According to this woman, she wants the child to grow up unhibited by the social expectations of the gender. She does not want him/her to be defined that way and she believes that this is liberating. To practise this non-gender way of parenting, she allows the child to have access to all kinds of toys from barbie dolls to trucks and trains. She also dresses the child up in a dress one day and shirt/trousers in another day. Even when she has to open up a bank account for the child, she hand-draw another box and write "other" instead of ticking "boy" or "girl".
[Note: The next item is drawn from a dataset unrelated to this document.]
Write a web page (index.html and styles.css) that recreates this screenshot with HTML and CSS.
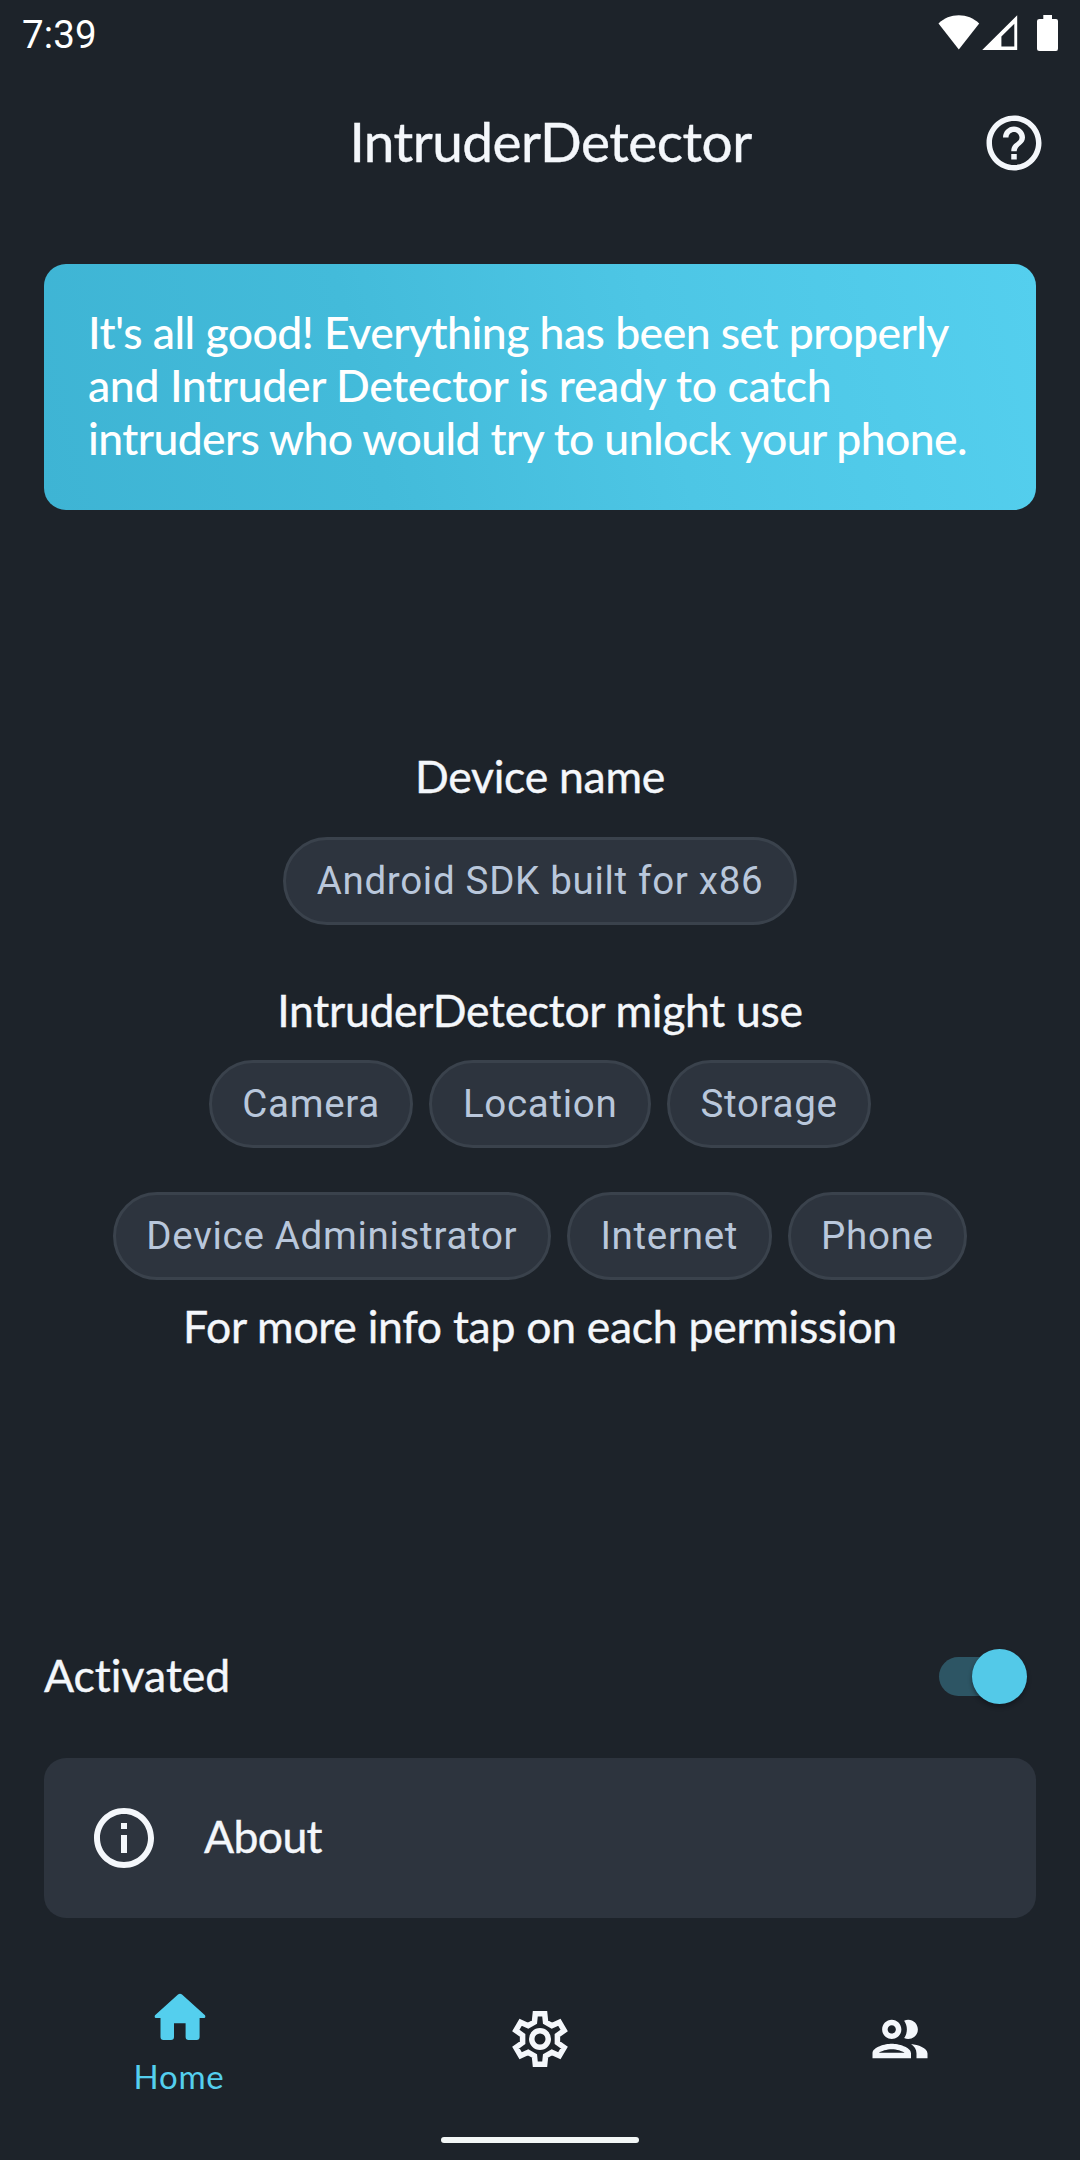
FILE: index.html
```
<!DOCTYPE html>
<html lang="en">
<head>
<meta charset="utf-8">
<title>IntruderDetector</title>
<link rel="stylesheet" href="styles.css">
</head>
<body>
<div class="screen">
  <div class="status-bar">
    <span class="clock">7:39</span>
    <svg class="status-icons" viewBox="0 0 122 38" aria-hidden="true">
      <path d="M0.5 9.5C6 4 13 1.2 20.8 1.2S35.500 4 41.200 9.500L20.800 35.500z"/>
      <path fill-rule="evenodd" d="M79.200 1.200V36H44.200zM76.300 9.800L63.400 22.500V32.500H76.300z"/>
      <path d="M105.300 1H114V5H118Q120 5 120 7V34.500Q120 37 118 37H101.500Q99 37 99 34.500V7Q99 5 101.500 5H105.300z"/>
    </svg>
  </div>

  <header class="app-bar">
    <h1 class="title">IntruderDetector</h1>
    <svg class="help" viewBox="0 0 24 24" aria-label="Help"><path d="M11 18h2v-2h-2v2zm1-16C6.480 2 2 6.480 2 12s4.480 10 10 10 10-4.480 10-10S17.520 2 12 2zm0 18c-4.410 0-8-3.590-8-8s3.590-8 8-8 8 3.590 8 8-3.590 8-8 8zm0-14c-2.210 0-4 1.790-4 4h2c0-1.100.9-2 2-2s2 .9 2 2c0 2-3 1.750-3 5h2c0-2.250 3-2.500 3-5 0-2.210-1.790-4-4-4z"/></svg>
  </header>

  <section class="banner">
    <span class="line-1">It's all good! Everything has been set properly</span><br>
    <span class="line-2">and Intruder Detector is ready to catch</span><br>
    <span class="line-3">intruders who would try to unlock your phone.</span>
  </section>

  <main class="details">
    <h2 class="label">Device name</h2>
    <div class="chips device"><span class="chip">Android SDK built for x86</span></div>
    <h2 class="label">IntruderDetector might use</h2>
    <div class="chips permissions">
      <span class="chip">Camera</span><span class="chip">Location</span><span class="chip">Storage</span>
    </div>
    <div class="chips special">
      <span class="chip">Device Administrator</span><span class="chip">Internet</span><span class="chip">Phone</span>
    </div>
    <p class="label">For more info tap on each permission</p>
  </main>

  <div class="activation">
    <span class="activation-label">Activated</span>
    <div class="switch"><div class="thumb"></div></div>
  </div>

  <section class="about">
    <svg class="info" viewBox="0 0 24 24" aria-hidden="true"><path d="M11 7h2v2h-2zm0 4h2v6h-2zm1-9C6.480 2 2 6.480 2 12s4.480 10 10 10 10-4.480 10-10S17.520 2 12 2zm0 18c-4.410 0-8-3.590-8-8s3.590-8 8-8 8 3.590 8 8-3.590 8-8 8z"/></svg>
    <span class="about-label">About</span>
  </section>

  <nav class="tabs">
    <a class="tab active">
      <svg class="home" viewBox="0 0 54 48" aria-hidden="true"><path d="M25 1.500Q27 0 29 1.500L52 22.200Q53 24.800 51 25H46.600V44Q46.600 47 43.600 47H35.600Q32.600 47 32.600 44V30.200H21V44Q21 47 18 47H10.500Q7.500 47 7.500 44V25H3Q1 24.800 2 22.200z"/></svg>
      <span class="tab-label">Home</span>
    </a>
    <a class="tab">
      <svg class="gear" viewBox="-33 -33 66 66" aria-label="Settings">
        <path d="M-4.700-25.200L4.700-25.200L5.560-16.900L11.860-13.270L19.400-16.700L24.200-8.500L17.400-3.640V3.640L24.200 8.500L19.400 16.700L11.860 13.270L5.560 16.900L4.700 25.200H-4.700L-5.560 16.900L-11.860 13.270L-19.400 16.700L-24.200 8.500L-17.400 3.640V-3.640L-24.200-8.500L-19.400-16.700L-11.860-13.270L-5.560-16.900z"/>
        <circle r="8.250"/>
      </svg>
    </a>
    <a class="tab">
      <svg class="people" viewBox="0 0 24 24" aria-label="People"><path d="M9 13.750c-2.340 0-7 1.170-7 3.500V19h14v-1.750c0-2.330-4.660-3.500-7-3.500zM4.340 17c.84-.58 2.870-1.250 4.660-1.250s3.820.67 4.660 1.250H4.340zM9 12c1.930 0 3.500-1.570 3.500-3.500S10.930 5 9 5 5.500 6.570 5.500 8.500 7.070 12 9 12zm0-5c.83 0 1.500.67 1.500 1.500S9.830 10 9 10s-1.500-.67-1.500-1.500S8.170 7 9 7zm7.040 6.810c1.160.84 1.960 1.960 1.960 3.440V19h4v-1.750c0-2.020-3.500-3.170-5.960-3.440zM15 12c1.930 0 3.500-1.570 3.500-3.500S16.930 5 15 5c-.54 0-1.040.13-1.500.35.63.89 1 1.980 1 3.150s-.37 2.260-1 3.150c.46.22.96.35 1.500.35z"/></svg>
    </a>
  </nav>
  <div class="gesture-bar"></div>
</div>
</body>
</html>
```
FILE: styles.css
```
* { box-sizing: border-box; }

body {
  margin: 0;
  background: #1d232a;
  color: #f4f7fb;
  font-family: Lato, "Open Sans", sans-serif;
}

.screen {
  display: flex;
  flex-direction: column;
  width: 1080px;
  height: 2160px;
  overflow: hidden;
}

svg { display: block; fill: currentColor; }

.status-bar {
  display: flex;
  justify-content: space-between;
  height: 66px;
  padding: 14px 20px 0 22px;
  color: #fff;
}

.clock { font: 38.5px/42px Roboto, sans-serif; letter-spacing: 0.15px; }
.status-icons { width: 122px; height: 38px; }

.app-bar {
  display: grid;
  grid-template-columns: 1fr auto 1fr;
  align-items: center;
  height: 154px;
  padding: 0 33px 0 54px;
}

.title {
  grid-column: 2;
  margin: 0;
  padding-bottom: 5px;
  font-size: 55px;
  line-height: 66px;
  font-weight: 400;
  letter-spacing: -0.55px;
  -webkit-text-stroke: 0.4px;
}

.help { justify-self: end; width: 66px; height: 66px; }

.banner {
  height: 246px;
  margin: 44px 44px 0;
  padding: 41px 0 0 44px;
  border-radius: 22px;
  background: linear-gradient(76.6deg, #3eb4d4, #43bbda 33%, #4dc6e5 62%, #54cfee);
  color: #fff;
  font-size: 44.5px;
  line-height: 53px;
  font-weight: 500;
  white-space: nowrap;
}

.line-1 { letter-spacing: -0.53px; }
.line-2 { letter-spacing: -0.36px; }
.line-3 { letter-spacing: -0.61px; }

.details {
  display: flex;
  flex-direction: column;
  height: 1138px;
  padding-top: 239px;
}

.label {
  margin: 0;
  font-size: 44.5px;
  line-height: 53px;
  font-weight: 400;
  letter-spacing: -0.28px;
  text-align: center;
  -webkit-text-stroke: 0.4px;
}

.chips { display: flex; justify-content: center; gap: 16px; }
.device { margin: 35px 0 58px; }
.permissions { margin-top: 24px; }
.special { margin: 44px 0 19px; }

.chip {
  height: 88px;
  padding: 0 30.5px;
  border: 3px solid #3a424c;
  border-radius: 44px;
  background: #2d343e;
  color: #b9c7db;
  font: 38.5px/82px Roboto, sans-serif;
  letter-spacing: 0.7px;
  white-space: nowrap;
}

.activation {
  display: flex;
  justify-content: space-between;
  height: 110px;
  padding: 0 53px 0 44px;
}

.activation-label {
  font-size: 44.5px;
  line-height: 53px;
  letter-spacing: 0.03px;
  -webkit-text-stroke: 0.4px;
}

.switch {
  display: flex;
  align-items: center;
  justify-content: flex-end;
  width: 88px;
  height: 39px;
  margin-top: 9px;
  border-radius: 20px;
  background: linear-gradient(90deg, #2d5564 65px, transparent 65px);
}

.thumb {
  flex: none;
  width: 55.500px;
  height: 55.500px;
  border-radius: 50%;
  background: #53c9e8;
  box-shadow: 0 3px 4px rgba(10, 12, 18, 0.45);
}

.about {
  display: flex;
  align-items: center;
  gap: 44px;
  height: 160px;
  margin: 0 44px;
  padding-left: 44px;
  border-radius: 22px;
  background: #2d343e;
}

.info { width: 72px; height: 72px; }

.about-label {
  padding-bottom: 5px;
  font-size: 44.5px;
  line-height: 53px;
  letter-spacing: -0.6px;
  -webkit-text-stroke: 0.4px;
}

.tabs {
  display: grid;
  grid-template-columns: repeat(3, 1fr);
  height: 219px;
  padding: 0 0 60px;
}

.tab {
  display: flex;
  flex-direction: column;
  align-items: center;
  padding-top: 88px;
}

.active { padding-top: 75px; color: #54cfee; }
.home { width: 54px; height: 48px; }
.gear, .people { width: 66px; height: 66px; }
.gear { fill: none; stroke: currentColor; stroke-width: 5.500px; }

.tab-label {
  margin-top: 15px;
  padding-right: 2px;
  font-size: 33px;
  line-height: 40px;
  letter-spacing: 0.82px;
}

.gesture-bar {
  width: 198px;
  height: 6px;
  margin: 0 auto;
  border-radius: 3px;
  background: #f3f7f7;
}
```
While I can understand the reasoning behind her unorthodox way of parenting, I cannot bring myself to agree with her. Personally, I believe that it is important for a child to grow up with a strong sense of self. An identity to be exact. We cannot change the fact that a child is a boy if he is born that way, and it is necessary that he knows that too. In addition to that, the physical differences between a boy and a girl. I do agree that children should have full access to a wide range of toys but to dress a boy in a girly, frilly dress is, well, just wrong. My 3 year old has a good number of soft toys and he plays with a kid size kitchen. He likes to help out in the kitchen and I am aiming to have him master a simple 3 course meal by the time he is 8.  He wears pink and red too. But he knows he is a boy and can differentiate between a man and a woman.

The woman in the article says she will hide the identity of her child for as long as she can and that it is the society, not her child, that she is experimenting with. I just hope that this will not result in serious repercusions in the child's personal development. That the child will really grow up feeling liberated and not totally confused about his/her identity that may have negative impact on his/her self-esteem.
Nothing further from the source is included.